I got into an eating contest with Christina. I ate 6 oranges.
Why? Who won?
we don't know. we ran out of oranges.
dude can i febreze my hair or is that slutty?
The best thing happened. Some guy was butchering Conway Twitty at karoke and the power went off in the whole bar. And someone shouted "you pissed jesus off when you messed with conway!"
Hey when you come over to pick me up in the mornin bring a camera. This is going to be legendary. Don't knock.... They might cover up
he just stuck his car key in my belly button, made car starting noises and pretended like i was revving my engine?
I have no idea what i drank..i remember dancing and ass grabbing..u falling. Headbutts. Trying not to puke. And deja vu.
The tent wall coming unstaked in the wind and hitting me in the face really sobered me up
did u get his digits?
yes his name is chazbangbangbang according to my phone...
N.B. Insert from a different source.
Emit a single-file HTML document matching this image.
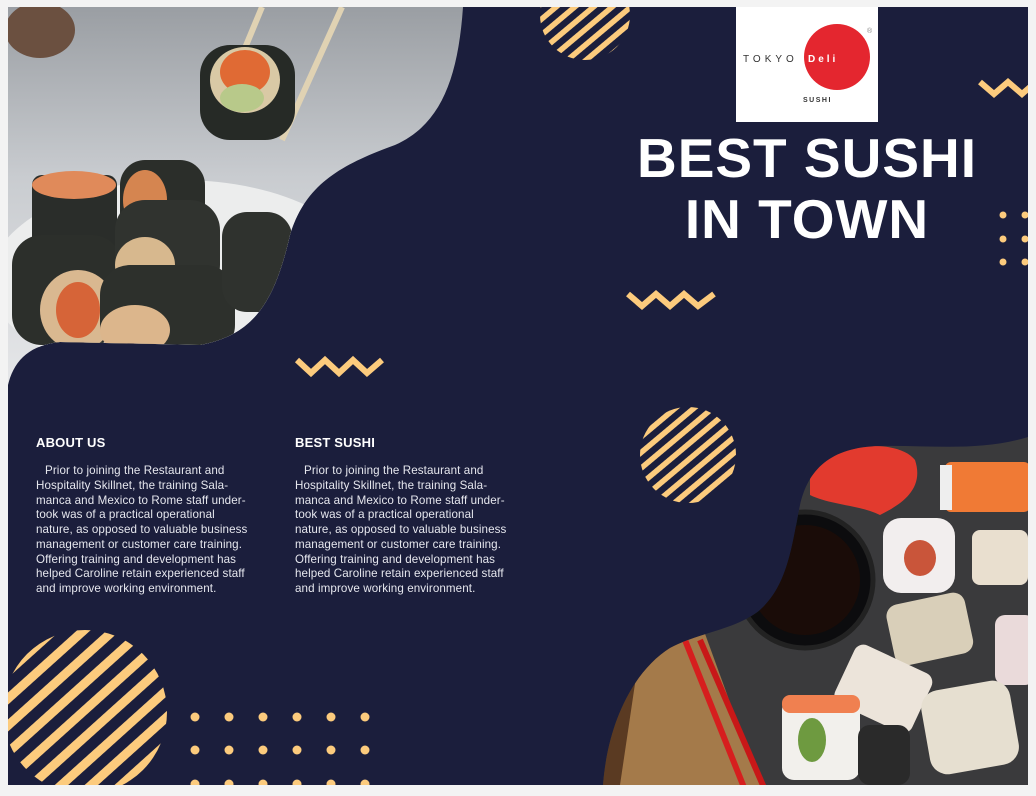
<!DOCTYPE html>
<html><head><meta charset="utf-8"><style>
html,body{margin:0;padding:0;background:#f3f3f3;}
body{width:1036px;height:796px;overflow:hidden;position:relative;font-family:"Liberation Sans",sans-serif;}
svg{position:absolute;left:0;top:0;}
.col{position:absolute;top:435px;width:230px;color:#e6e7ee;}
.col h3{margin:0 0 13px 0;font-size:13px;line-height:16px;font-weight:bold;color:#fff;letter-spacing:0.2px;}
.col p{margin:0;font-size:11.6px;line-height:14.75px;text-indent:9px;letter-spacing:0.1px;}
.title{position:absolute;left:600px;width:414px;top:128px;text-align:center;color:#fff;font-weight:bold;font-size:55px;line-height:61px;letter-spacing:1px;}
</style></head><body>
<svg width="1036" height="796" viewBox="0 0 1036 796">
<defs>
<pattern id="st" width="12" height="12" patternUnits="userSpaceOnUse" patternTransform="rotate(-40)">
<rect width="12" height="5.5" fill="#fccb7d"/></pattern>
<pattern id="st2" width="20" height="20" patternUnits="userSpaceOnUse" patternTransform="rotate(-42)">
<rect width="20" height="9" fill="#fccb7d"/></pattern>
<linearGradient id="bg1" x1="0" y1="0" x2="0" y2="1"><stop offset="0" stop-color="#9a9ea3"/><stop offset="0.45" stop-color="#c9ccd0"/><stop offset="1" stop-color="#e6e7e9"/></linearGradient>
<clipPath id="c1"><path d="M8,7 L463,7 C458,80 440,125 395,145 C340,165 305,185 290,235 C275,300 255,335 200,345 L60,342 C30,345 14,360 8,385 Z"/></clipPath>
<clipPath id="c2"><path d="M1028,437 C980,452 930,445 880,446 C830,447 808,470 800,505 C792,545 788,585 760,610 C735,630 700,632 670,648 C635,670 608,720 603,785 L1028,785 Z"/></clipPath>
<clipPath id="page"><rect x="8" y="7" width="1020" height="778"/></clipPath>
</defs>
<rect x="8" y="7" width="1020" height="778" fill="#1b1e3c"/>
<g clip-path="url(#c1)">
<rect x="8" y="7" width="460" height="380" fill="url(#bg1)"/>
<ellipse cx="40" cy="30" rx="35" ry="28" fill="#6b5040"/>
<ellipse cx="180" cy="280" rx="190" ry="100" fill="#eceded"/>
<line x1="262" y1="7" x2="240" y2="60" stroke="#e0d2b3" stroke-width="6"/>
<line x1="342" y1="7" x2="282" y2="140" stroke="#e0d2b3" stroke-width="6"/>
<rect x="200" y="45" width="95" height="95" rx="30" fill="#262a26"/>
<ellipse cx="245" cy="80" rx="35" ry="33" fill="#d9c9a5"/>
<ellipse cx="245" cy="72" rx="25" ry="22" fill="#e06a34"/>
<ellipse cx="242" cy="98" rx="22" ry="14" fill="#b8c98a"/>
<rect x="32" y="175" width="85" height="95" rx="10" fill="#2a2d2a"/>
<ellipse cx="74" cy="185" rx="42" ry="14" fill="#e08a5a"/>
<rect x="120" y="160" width="85" height="110" rx="25" fill="#2b2e2a"/>
<ellipse cx="145" cy="200" rx="22" ry="30" fill="#d58550"/>
<rect x="12" y="235" width="110" height="110" rx="30" fill="#2c2f2b"/>
<ellipse cx="78" cy="310" rx="38" ry="40" fill="#d9b890"/>
<ellipse cx="78" cy="310" rx="22" ry="28" fill="#d66438"/>
<rect x="115" y="200" width="105" height="95" rx="30" fill="#30332f"/>
<ellipse cx="145" cy="265" rx="30" ry="28" fill="#d7b88e"/>
<rect x="100" y="265" width="135" height="90" rx="30" fill="#2d302c"/>
<ellipse cx="135" cy="330" rx="35" ry="25" fill="#dcb68c"/>
<rect x="222" y="212" width="70" height="100" rx="25" fill="#2f322e"/>
</g>
<g clip-path="url(#c2)">
<rect x="600" y="430" width="430" height="360" fill="#3a3a3c"/>
<rect x="600" y="640" width="80" height="150" fill="#5a3a22"/>
<polygon points="640,650 700,620 760,785 620,785" fill="#a47a4a"/>
<circle cx="805" cy="580" r="68" fill="#0c0c0e" stroke="#222" stroke-width="5"/>
<circle cx="805" cy="580" r="55" fill="#1a0c08"/>
<path d="M810,470 C840,440 900,440 915,460 C925,490 900,505 880,515 C860,505 830,505 810,495 Z" fill="#e23a2e"/>
<rect x="945" y="462" width="85" height="50" rx="6" fill="#f07a35"/>
<rect x="940" y="465" width="12" height="45" fill="#eee"/>
<rect x="883" y="518" width="72" height="75" rx="18" fill="#f2eeee"/>
<ellipse cx="920" cy="558" rx="16" ry="18" fill="#c9553a"/>
<rect x="972" y="530" width="56" height="55" rx="8" fill="#e9dfcf"/>
<rect x="890" y="598" width="80" height="62" rx="12" transform="rotate(-12 930 630)" fill="#d9cfb9"/>
<rect x="995" y="615" width="40" height="70" rx="10" fill="#eadada"/>
<line x1="685" y1="640" x2="745" y2="790" stroke="#d61e1e" stroke-width="6"/>
<line x1="700" y1="640" x2="765" y2="790" stroke="#c81818" stroke-width="6"/>
<rect x="840" y="655" width="85" height="65" rx="10" transform="rotate(25 880 690)" fill="#ece4da"/>
<rect x="925" y="685" width="90" height="85" rx="18" transform="rotate(-10 970 727)" fill="#e6dfd0"/>
<rect x="782" y="698" width="78" height="82" rx="12" fill="#f2f0ec"/>
<rect x="782" y="695" width="78" height="18" rx="8" fill="#f08050"/>
<ellipse cx="812" cy="740" rx="14" ry="22" fill="#6e9a40"/>
<rect x="858" y="725" width="52" height="60" rx="12" fill="#2a2a2a"/>
</g>
<g clip-path="url(#page)">
<circle cx="585" cy="15" r="45" fill="url(#st)"/>
<circle cx="688" cy="455" r="48" fill="url(#st)"/>
<circle cx="85" cy="712" r="82" fill="url(#st2)"/>
<polyline points="297,360 311,373 325,360 339,373 353,360 367,373 382,360" fill="none" stroke="#fccb7d" stroke-width="6"/>
<polyline points="628,294 642,306 656,294 670,306 684,294 698,306 714,294" fill="none" stroke="#fccb7d" stroke-width="6"/>
<polyline points="980,82 994,94 1008,82 1022,94 1036,82" fill="none" stroke="#fccb7d" stroke-width="6"/>
<g fill="#fccb7d">
<circle cx="195" cy="717" r="4.5"/><circle cx="229" cy="717" r="4.5"/><circle cx="263" cy="717" r="4.5"/><circle cx="297" cy="717" r="4.5"/><circle cx="331" cy="717" r="4.5"/><circle cx="365" cy="717" r="4.5"/>
<circle cx="195" cy="750" r="4.5"/><circle cx="229" cy="750" r="4.5"/><circle cx="263" cy="750" r="4.5"/><circle cx="297" cy="750" r="4.5"/><circle cx="331" cy="750" r="4.5"/><circle cx="365" cy="750" r="4.5"/>
<circle cx="195" cy="784" r="4.5"/><circle cx="229" cy="784" r="4.5"/><circle cx="263" cy="784" r="4.5"/><circle cx="297" cy="784" r="4.5"/><circle cx="331" cy="784" r="4.5"/><circle cx="365" cy="784" r="4.5"/>
<circle cx="1003" cy="215" r="3.5"/><circle cx="1025" cy="215" r="3.5"/>
<circle cx="1003" cy="239" r="3.5"/><circle cx="1025" cy="239" r="3.5"/>
<circle cx="1003" cy="262" r="3.5"/><circle cx="1025" cy="262" r="3.5"/>
</g>
</g>
<rect x="736" y="7" width="142" height="115" fill="#fff"/>
<circle cx="837" cy="57" r="33" fill="#e4262f"/>
<text x="743" y="62" font-family="Liberation Sans" font-size="10" fill="#333" letter-spacing="4">TOKYO</text>
<text x="808" y="62" font-family="Liberation Sans" font-size="10" font-weight="bold" fill="#fff" letter-spacing="3">Deli</text>
<text x="867" y="33" font-family="Liberation Sans" font-size="7" fill="#888">®</text>
<text x="803" y="102" font-family="Liberation Sans" font-size="7" font-weight="bold" fill="#333" letter-spacing="1.5">SUSHI</text>
</svg>
<div class="title">BEST SUSHI<br>IN TOWN</div>
<div class="col" style="left:36px"><h3>ABOUT US</h3><p>Prior to joining the Restaurant and<br>Hospitality Skillnet, the training Sala-<br>manca and Mexico to Rome staff under-<br>took was of a practical operational<br>nature, as opposed to valuable business<br>management or customer care training.<br>Offering training and development has<br>helped Caroline retain experienced staff<br>and improve working environment.</p></div>
<div class="col" style="left:295px"><h3>BEST SUSHI</h3><p>Prior to joining the Restaurant and<br>Hospitality Skillnet, the training Sala-<br>manca and Mexico to Rome staff under-<br>took was of a practical operational<br>nature, as opposed to valuable business<br>management or customer care training.<br>Offering training and development has<br>helped Caroline retain experienced staff<br>and improve working environment.</p></div>
</body></html>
Walked in on my boss having phone sex at work... and somehow this didnt bother nor embaress him
there are people swimming in the fountain next to the library... hello senior week
We are sitting here staring into each others eyes, mutually rubbing forks up and down our respective noses. High as balls doesn't even begin to cover it.
He has been feeding me cheesecake and candy for breakfast. Naked. For three days. How am I ever going to leave????
Brah, we should get a "do not disturb sign"... I can't have people knocking on the door while I'm high, it fucks with me way too much.
tbh I think I just dated him for his dogs in the first place.
Also this morning I remembered seeing the stripper he threw up on later in the night. She was clothed though.